Making Math Fun: 10 Playful Activities for Every Math Skill (Grades K-2)

Math can often seem scary to young learners, but it doesn’t have to be. By incorporating fun activities into math lessons, we can foster a love of numbers and problem-solving in children. Here are ten fun activities designed to make math fun and accessible for students in grades K-2.

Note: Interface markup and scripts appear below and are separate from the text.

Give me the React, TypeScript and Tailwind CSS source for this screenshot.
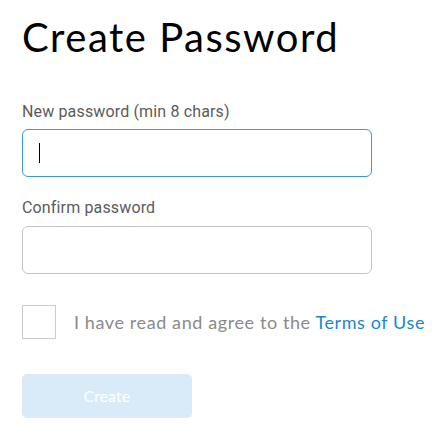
import React, { useState } from 'react';

const heading = { fontFamily: 'Lato, "Noto Sans", sans-serif' };
const body = { fontFamily: 'Roboto, "Noto Sans", sans-serif' };

const App: React.FC = () => {
  const [agree, setAgree] = useState(false);

  return (
    <div className="min-h-screen bg-white px-[22px] pt-[13px]">
      <h1 className="text-[40px] leading-[48px] tracking-[1.5px] text-black font-normal" style={heading}>
        Create Password
      </h1>

      <div className="mt-[41px]" style={body}>
        <label className="block text-[16px] leading-[20px] tracking-[0.15px] text-[#5b5b5b]">New password (min 8 chars)</label>
        <div className="mt-[7px] w-[350px] h-[48px] rounded-[6px] border border-[#3a99dc] flex items-center pl-[16px]">
          <span className="block w-px h-[20px] bg-black" />
        </div>

        <label className="block mt-[21px] text-[16px] leading-[20px] tracking-[0.15px] text-[#5b5b5b]">Confirm password</label>
        <div className="mt-[8px] w-[350px] h-[48px] rounded-[6px] border border-[#c4c4c4]" />
      </div>

      <div className="mt-[31px] flex items-center">
        <button
          onClick={() => setAgree(!agree)}
          className="w-[34px] h-[34px] border border-[#cccccc] bg-white shrink-0"
          aria-pressed={agree}
        />
        <p className="ml-[18px] text-[18px] tracking-[0.6px] whitespace-nowrap text-[#8a8a8a]" style={heading}>
          I have read and agree to the <span className="text-[#1a86d0]">Terms of Use</span>
        </p>
      </div>

      <button
        className="mt-[35px] w-[170px] h-[44px] rounded-[5px] bg-[#d9ebf8] text-white text-[15px] tracking-[0.5px]"
        style={heading}
      >
        Create
      </button>
    </div>
  );
};

export default App;
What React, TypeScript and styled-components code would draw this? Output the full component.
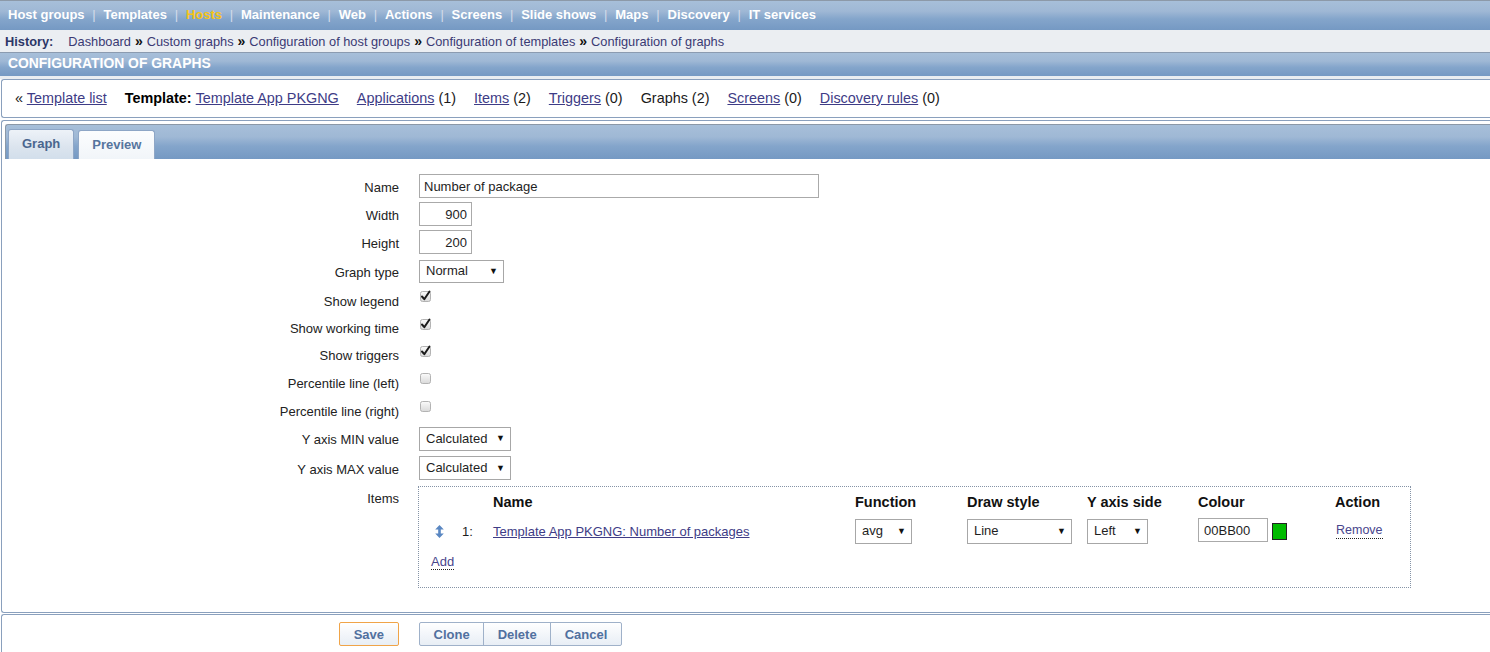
import React from 'react';
import styled, { createGlobalStyle } from 'styled-components';

const Global = createGlobalStyle`
  html, body { margin: 0; padding: 0; background: #ffffff; }
  body {
    font-family: "Liberation Sans", Arial, sans-serif;
    color: #1e1e1e;
    overflow: hidden;
  }
  * { box-sizing: border-box; }
`;

const barGradient =
  'linear-gradient(to bottom, #a7bfd9 0%, #9fb8d5 35%, #84a5cb 62%, #7599c3 100%)';

const Page = styled.div`
  width: 1490px;
  display: flex;
  flex-direction: column;
`;

/* ---------- top navigation ---------- */
const TopNav = styled.nav`
  display: flex;
  align-items: center;
  height: 30px;
  border-top: 1px solid #8c99a8;
  background: ${barGradient};
  padding: 0 0 2px 8px;
`;

const NavItem = styled.span<{ $active?: boolean }>`
  font-size: 13px;
  font-weight: bold;
  color: ${(p) => (p.$active ? '#f5c417' : '#ffffff')};
  white-space: nowrap;
`;

const NavSep = styled.span`
  font-size: 13px;
  color: #d3dcea;
  margin: 0 7.8px;
`;

/* ---------- history ---------- */
const HistoryBar = styled.div`
  display: flex;
  align-items: center;
  height: 23px;
  background: #ebeef2;
  border-bottom: 1px solid #8b9bb0;
  padding: 0 0 0 5px;
  font-size: 12.8px;
`;

const HistoryLabel = styled.span`
  font-weight: bold;
  color: #2c3767;
  margin-right: 15px;
`;

const HistoryLink = styled.a`
  color: #3a3a74;
  text-decoration: none;
`;

const HistorySep = styled.span`
  font-weight: bold;
  font-size: 14px;
  color: #111;
  margin: 0 4px;
  line-height: 12px;
`;

/* ---------- title ---------- */
const TitleBar = styled.div`
  height: 26px;
  background: ${barGradient};
  background-size: 100% 23px;
  background-repeat: no-repeat;
  border-bottom: 3px solid #e9edf1;
  padding: 2px 0 0 8px;
  font-size: 13.9px;
  font-weight: bold;
  color: #ffffff;
  text-transform: uppercase;
`;

/* ---------- header links ---------- */
const HeaderBox = styled.div`
  margin-left: 1px;
  height: 39px;
  border: 1px solid #8aa0bd;
  border-right: none;
  border-radius: 3px 0 0 3px;
  display: flex;
  align-items: center;
  gap: 18px;
  padding: 0 0 1px 13px;
  font-size: 14.4px;
  color: #1a1a1a;
`;

const HeaderItem = styled.span`
  white-space: nowrap;
`;

const Strong = styled.b`
  color: #000;
  margin-right: 4px;
`;

const Link = styled.a<{ $size?: number }>`
  color: #3e3c86;
  text-decoration: underline;
  font-size: ${(p) => (p.$size ? `${p.$size}px` : 'inherit')};
`;

/* ---------- tab box ---------- */
const TabBox = styled.div`
  margin: 2px 0 0 1px;
  border: 1px solid #8aa0bd;
  border-right: none;
  border-radius: 3px 0 0 3px;
`;

const TabBar = styled.div`
  margin: 3px 0 0 3px;
  height: 35px;
  border-top: 1px solid #8b98a7;
  border-left: 1px solid #8b98a7;
  border-radius: 3px 0 0 0;
  background: ${barGradient};
  display: flex;
  align-items: flex-end;
  gap: 4px;
  padding-left: 2px;
`;

const Tab = styled.div<{ $active?: boolean }>`
  height: ${(p) => (p.$active ? 30 : 29)}px;
  padding: 0 13px 2px;
  border: 1px solid #8ea6c6;
  border-bottom: none;
  border-radius: 3px 3px 0 0;
  display: flex;
  align-items: center;
  font-size: 13px;
  font-weight: bold;
  color: ${(p) => (p.$active ? '#4a668e' : '#56759e')};
  background: ${(p) =>
    p.$active
      ? 'linear-gradient(to bottom, #edf2f8 0%, #dbe4ee 60%, #d2deeb 100%)'
      : 'linear-gradient(to bottom, #fcfdfe 0%, #f1f5f9 100%)'};
`;

/* ---------- form ---------- */
const FormBody = styled.div`
  padding: 13px 0 24px;
`;

const FormRow = styled.div<{ $h: number }>`
  display: grid;
  grid-template-columns: 397px 1fr;
  column-gap: 20px;
  align-items: center;
  height: ${(p) => p.$h}px;
`;

const ItemsRow = styled.div`
  display: grid;
  grid-template-columns: 397px 1fr;
  column-gap: 20px;
  align-items: start;
`;

const Label = styled.div<{ $top?: number }>`
  text-align: right;
  font-size: 13px;
  color: #222;
  padding-top: ${(p) => p.$top ?? 2}px;
`;

const TextInput = styled.input<{ $w: number; $right?: boolean }>`
  width: ${(p) => p.$w}px;
  height: 24px;
  border: 1px solid #aaaaaa;
  background: #fff;
  font-family: "Liberation Sans", Arial, sans-serif;
  font-size: 13px;
  color: #1e1e1e;
  padding: 0 4px;
  text-align: ${(p) => (p.$right ? 'right' : 'left')};
  outline: none;
  margin: 0;
`;

const FakeSelect = styled.div<{ $w: number; $h: number }>`
  width: ${(p) => p.$w}px;
  height: ${(p) => p.$h}px;
  border: 1px solid #a7a7a7;
  background: #fff;
  display: flex;
  align-items: center;
  justify-content: space-between;
  padding: 0 5px 1px 6px;
  font-size: 13px;
  color: #1e1e1e;
`;

const Arrow = styled.span`
  font-size: 9px;
  color: #111;
`;

const CheckWrap = styled.span`
  align-self: start;
  margin-top: 4px;
  width: 13px;
  height: 13px;
  display: inline-flex;
`;

const Check: React.FC<{ checked?: boolean }> = ({ checked }) => (
  <CheckWrap>
    <svg width="13" height="13" viewBox="0 0 13 13">
      <defs>
        <linearGradient id="cbg" x1="0" y1="0" x2="0" y2="1">
          <stop offset="0" stopColor="#fbfbfb" />
          <stop offset="1" stopColor="#d9d9d9" />
        </linearGradient>
      </defs>
      <rect x="1.5" y="1.5" width="10" height="10" rx="2" fill="url(#cbg)" stroke="#b3b3b3" />
      {checked && (
        <path d="M3 6.5 L5.3 9.2 L10.5 1.5" fill="none" stroke="#1b1b1b" strokeWidth="2" strokeLinecap="round" strokeLinejoin="round" />
      )}
    </svg>
  </CheckWrap>
);

const Select: React.FC<{ w: number; h: number; value: string }> = ({ w, h, value }) => (
  <FakeSelect $w={w} $h={h}>
    <span>{value}</span>
    <Arrow>▼</Arrow>
  </FakeSelect>
);

/* ---------- items table ---------- */
const ItemsBox = styled.div`
  margin: 3px 0 0 -1px;
  width: 993px;
  border: 1px dotted #8593a6;
  padding-bottom: 10px;
`;

const ItemsGrid = styled.div`
  display: grid;
  grid-template-columns: 40px 34px 362px 112px 120px 111px 137px 1fr;
  grid-template-rows: 28px 32px 30px;
  align-items: center;
`;

const HeadCell = styled.div`
  font-size: 14.5px;
  font-weight: bold;
  color: #111;
  padding-top: 1px;
`;

const Cell = styled.div<{ $pl?: number }>`
  display: flex;
  align-items: center;
  padding-left: ${(p) => p.$pl ?? 0}px;
  font-size: 13px;
  color: #1e1e1e;
`;

const DragCell = styled.div`
  display: flex;
  justify-content: center;
  padding-left: 1px;
`;

const AddCell = styled.div`
  grid-column: 1 / -1;
  padding-left: 12px;
  display: flex;
  align-items: center;
`;

const DottedLink = styled.a<{ $size: number }>`
  font-size: ${(p) => p.$size}px;
  color: #48458c;
  text-decoration: none;
  border-bottom: 1px dotted #222;
  line-height: 15px;
`;

const ColourCell = styled.div`
  display: flex;
  align-items: center;
  gap: 4px;
  margin-top: -2px;
`;

const Swatch = styled.span<{ $c: string }>`
  width: 15px;
  height: 17px;
  background: ${(p) => p.$c};
  border: 1px solid #222;
  margin-top: 2px;
`;

const DragIcon = () => (
  <svg width="9" height="13" viewBox="0 0 9 13">
    <path d="M4.5 0 L8.8 4.6 L5.8 4.6 L5.8 8.4 L8.8 8.4 L4.5 13 L0.2 8.4 L3.2 8.4 L3.2 4.6 L0.2 4.6 Z" fill="#5a87c2" />
  </svg>
);

/* ---------- buttons ---------- */
const ButtonBox = styled.div`
  margin: 1px 0 0 1px;
  border-top: 1px solid #8aa0bd;
  border-left: 1px solid #8aa0bd;
  border-radius: 3px 0 0 0;
  padding: 7px 0 10px;
`;

const ButtonRow = styled.div`
  display: grid;
  grid-template-columns: 397px 1fr;
  column-gap: 20px;
`;

const ButtonGroup = styled.div`
  display: flex;
`;

const Button = styled.button<{ $primary?: boolean; $pos?: 'first' | 'mid' | 'last' | 'solo' }>`
  height: 24px;
  padding: 0 13.5px;
  font-family: "Liberation Sans", Arial, sans-serif;
  font-size: 13px;
  font-weight: bold;
  color: #51709f;
  background: linear-gradient(to bottom, #ffffff 0%, #f3f6fa 50%, #e8eef5 100%);
  border: 1px solid ${(p) => (p.$primary ? '#f0a448' : '#9fb1c9')};
  margin-left: ${(p) => (p.$pos === 'mid' || p.$pos === 'last' ? '-1px' : '0')};
  border-radius: ${(p) =>
    p.$pos === 'first' ? '2px 0 0 2px' : p.$pos === 'last' ? '0 2px 2px 0' : p.$pos === 'mid' ? '0' : '2px'};
  cursor: pointer;
`;

const SaveButton = styled(Button)`
  justify-self: end;
  padding: 0 14px;
`;

const navItems = [
  'Host groups',
  'Templates',
  'Hosts',
  'Maintenance',
  'Web',
  'Actions',
  'Screens',
  'Slide shows',
  'Maps',
  'Discovery',
  'IT services',
];

const history = [
  'Dashboard',
  'Custom graphs',
  'Configuration of host groups',
  'Configuration of templates',
  'Configuration of graphs',
];

export default function App() {
  return (
    <Page>
      <Global />
      <TopNav>
        {navItems.map((n, i) => (
          <React.Fragment key={n}>
            {i > 0 && <NavSep>|</NavSep>}
            <NavItem $active={n === 'Hosts'}>{n}</NavItem>
          </React.Fragment>
        ))}
      </TopNav>

      <HistoryBar>
        <HistoryLabel>History:</HistoryLabel>
        {history.map((h, i) => (
          <React.Fragment key={h}>
            {i > 0 && <HistorySep>»</HistorySep>}
            <HistoryLink href="#">{h}</HistoryLink>
          </React.Fragment>
        ))}
      </HistoryBar>

      <TitleBar>Configuration of graphs</TitleBar>

      <HeaderBox>
        <HeaderItem>
          « <Link href="#">Template list</Link>
        </HeaderItem>
        <HeaderItem>
          <Strong>Template:</Strong>
          <Link href="#">Template App PKGNG</Link>
        </HeaderItem>
        <HeaderItem>
          <Link href="#">Applications</Link> (1)
        </HeaderItem>
        <HeaderItem>
          <Link href="#">Items</Link> (2)
        </HeaderItem>
        <HeaderItem>
          <Link href="#">Triggers</Link> (0)
        </HeaderItem>
        <HeaderItem>Graphs (2)</HeaderItem>
        <HeaderItem>
          <Link href="#">Screens</Link> (0)
        </HeaderItem>
        <HeaderItem>
          <Link href="#">Discovery rules</Link> (0)
        </HeaderItem>
      </HeaderBox>

      <TabBox>
        <TabBar>
          <Tab $active>Graph</Tab>
          <Tab>Preview</Tab>
        </TabBar>
        <FormBody>
          <FormRow $h={28}>
            <Label>Name</Label>
            <TextInput $w={400} readOnly value="Number of package" />
          </FormRow>
          <FormRow $h={28}>
            <Label>Width</Label>
            <TextInput $w={53} $right readOnly value="900" />
          </FormRow>
          <FormRow $h={28}>
            <Label>Height</Label>
            <TextInput $w={53} $right readOnly value="200" />
          </FormRow>
          <FormRow $h={30}>
            <Label>Graph type</Label>
            <Select w={85} h={23} value="Normal" />
          </FormRow>
          <FormRow $h={28}>
            <Label>Show legend</Label>
            <Check checked />
          </FormRow>
          <FormRow $h={27}>
            <Label>Show working time</Label>
            <Check checked />
          </FormRow>
          <FormRow $h={27}>
            <Label>Show triggers</Label>
            <Check checked />
          </FormRow>
          <FormRow $h={28}>
            <Label>Percentile line (left)</Label>
            <Check />
          </FormRow>
          <FormRow $h={28}>
            <Label>Percentile line (right)</Label>
            <Check />
          </FormRow>
          <FormRow $h={29}>
            <Label>Y axis MIN value</Label>
            <Select w={92} h={24} value="Calculated" />
          </FormRow>
          <FormRow $h={30}>
            <Label>Y axis MAX value</Label>
            <Select w={92} h={24} value="Calculated" />
          </FormRow>
          <ItemsRow>
            <Label $top={8}>Items</Label>
            <ItemsBox>
              <ItemsGrid>
                <span />
                <span />
                <HeadCell>Name</HeadCell>
                <HeadCell>Function</HeadCell>
                <HeadCell>Draw style</HeadCell>
                <HeadCell>Y axis side</HeadCell>
                <HeadCell>Colour</HeadCell>
                <HeadCell>Action</HeadCell>

                <DragCell>
                  <DragIcon />
                </DragCell>
                <Cell $pl={3}>1:</Cell>
                <Cell>
                  <Link href="#" $size={13}>
                    Template App PKGNG: Number of packages
                  </Link>
                </Cell>
                <Cell>
                  <Select w={57} h={25} value="avg" />
                </Cell>
                <Cell>
                  <Select w={105} h={25} value="Line" />
                </Cell>
                <Cell>
                  <Select w={61} h={25} value="Left" />
                </Cell>
                <ColourCell>
                  <TextInput $w={70} readOnly value="00BB00" style={{ paddingLeft: 5 }} />
                  <Swatch $c="#00bb00" />
                </ColourCell>
                <Cell $pl={1}>
                  <DottedLink href="#" $size={12.5}>
                    Remove
                  </DottedLink>
                </Cell>

                <AddCell>
                  <DottedLink href="#" $size={13}>
                    Add
                  </DottedLink>
                </AddCell>
              </ItemsGrid>
            </ItemsBox>
          </ItemsRow>
        </FormBody>
      </TabBox>

      <ButtonBox>
        <ButtonRow>
          <SaveButton $primary $pos="solo">
            Save
          </SaveButton>
          <ButtonGroup>
            <Button $pos="first">Clone</Button>
            <Button $pos="mid">Delete</Button>
            <Button $pos="last">Cancel</Button>
          </ButtonGroup>
        </ButtonRow>
      </ButtonBox>
    </Page>
  );
}
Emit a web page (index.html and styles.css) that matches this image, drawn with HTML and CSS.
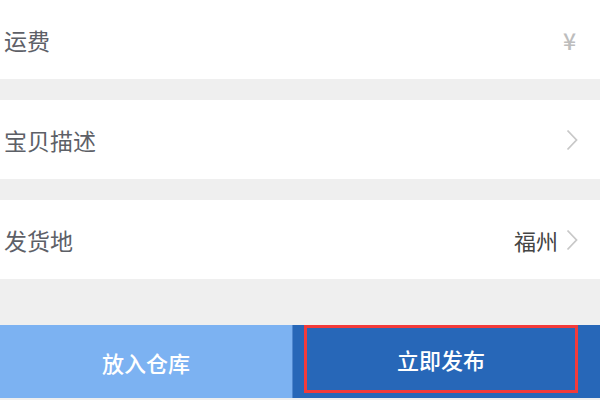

1. Counting and Number Recognition

A number scavenger hunt is a fantastic way to help young learners practice counting and number recognition.

How to Play:

  • Hide numbers (written on cards or objects) around the classroom or playground.
  • Provide students with a checklist of numbers to find.
  • Encourage them to search for the numbers and mark them off their list as they find them.

Skills Developed:

  • Counting sequentially
  • Recognizing and identifying numbers

2. Addition and Subtraction: Math Bingo

Math Bingo is a fun twist on the classic game, perfect for practicing basic addition and subtraction.

How to Play:

  • Create Bingo cards with answers to simple math problems in each square.
  • Call out math problems (e.g., 5 + 3, 7 – 2), and students must solve the problem and mark the corresponding answer on their card.
  • The first student to complete a row wins.

Skills Developed:

  • Addition and subtraction within 20
  • Quick mental math

3. Shapes and Geometry: Shape Craft

3. Shapes and Geometry: Shape Craft

Incorporate creativity and geometry with a Shape Monster Craft activity.

How to Play:

  • Provide students with various shapes cut out of colored paper (circles, squares, triangles, rectangles).
  • Ask them to create a monster using these shapes, gluing them onto a larger piece of paper.
  • Encourage them to name and describe the shapes they used.

Skills Developed:

  • Identifying and naming shapes
  • Understanding how shapes combine to form objects

4. Measurement: Measuring with Non-Standard Units

Using non-standard units like blocks or paperclips to measure objects can help students understand measurement concepts.

How to Play:

  • Give students a set of non-standard measuring tools (e.g., blocks, paperclips).
  • Ask them to measure various classroom objects (e.g., desks, books) and record their findings.
  • Discuss their measurements and compare results.

Skills Developed:

  • Understanding measurement concepts
  • Estimating and comparing lengths

5. Patterns: Pattern Building with Beads

Creating patterns with beads is an excellent way for students to practice recognizing and creating patterns.

How to Play:

  • Provide students with colored beads and string.
  • Ask them to create repeating patterns (e.g., red-blue-red-blue) or more complex patterns as they progress.
  • Encourage them to explain their patterns.

Skills Developed:

  • Recognizing and creating repeating patterns
  • Understanding sequences and order

6. Time: Clock Craft

Making their own clocks can help students learn to tell time.

How to Play:

  • Provide materials for making a clock (paper plates, markers, brads for the hands).
  • Have students create their clocks, labeling the numbers and attaching the hands.
  • Practice setting the clocks to different times and reading them.

Skills Developed:

  • Recognizing numbers on a clock face
  • Understanding hours and minutes

7. Place Value: Place Value Puzzles

Place value puzzles help students understand the concept of tens and ones.

How to Play:

  • Create puzzles with pictures of tens and ones (e.g., groups of ten sticks and single sticks).
  • Write numbers (e.g., 23) and ask students to match the numbers to the correct puzzles.
  • Discuss the value of each digit in the number.

Skills Developed:

  • Understanding place value
  • Recognizing the value of digits in numbers

8. Fractions: Fraction Pizza

A Fraction Pizza activity is a delicious way to introduce fractions.

How to Play:

  • Provide students with paper circles to represent pizzas.
  • Ask them to divide their “pizzas” into equal parts (e.g., halves, quarters).
  • Discuss the concept of fractions and how each part represents a fraction of the whole.

Skills Developed:

  • Understanding fractions
  • Recognizing equal parts of a whole

9. Data and Graphing: Favorite Fruit Graph

Creating graphs with real data helps students understand how to collect and interpret information.

How to Play:

  • Survey the class on their favorite fruits.
  • Create a graph on chart paper or a whiteboard, with each student’s choice represented as a bar or picture.
  • Discuss the results, comparing quantities and drawing conclusions.

Skills Developed:

  • Collecting and organizing data
  • Interpreting graphs

10. Money: Coin Sorting and Counting

Using real or play money, students can practice recognizing and counting coins.

How to Play:

  • Provide students with a variety of coins (pennies, nickels, dimes, quarters).
  • Ask them to sort the coins by type and count the total value of each group.
  • Practice making different amounts using the coins.

Skills Developed:

  • Recognizing and identifying coins
  • Counting money and understanding value

Conclusion

Incorporating fun and engaging activities into math lessons can help young students understand math better. These activities not only make learning fun but also reinforce essential math skills in creative and memorable ways. By incorporating games, crafts, and hands-on activities, teachers can help students build a strong foundation in math.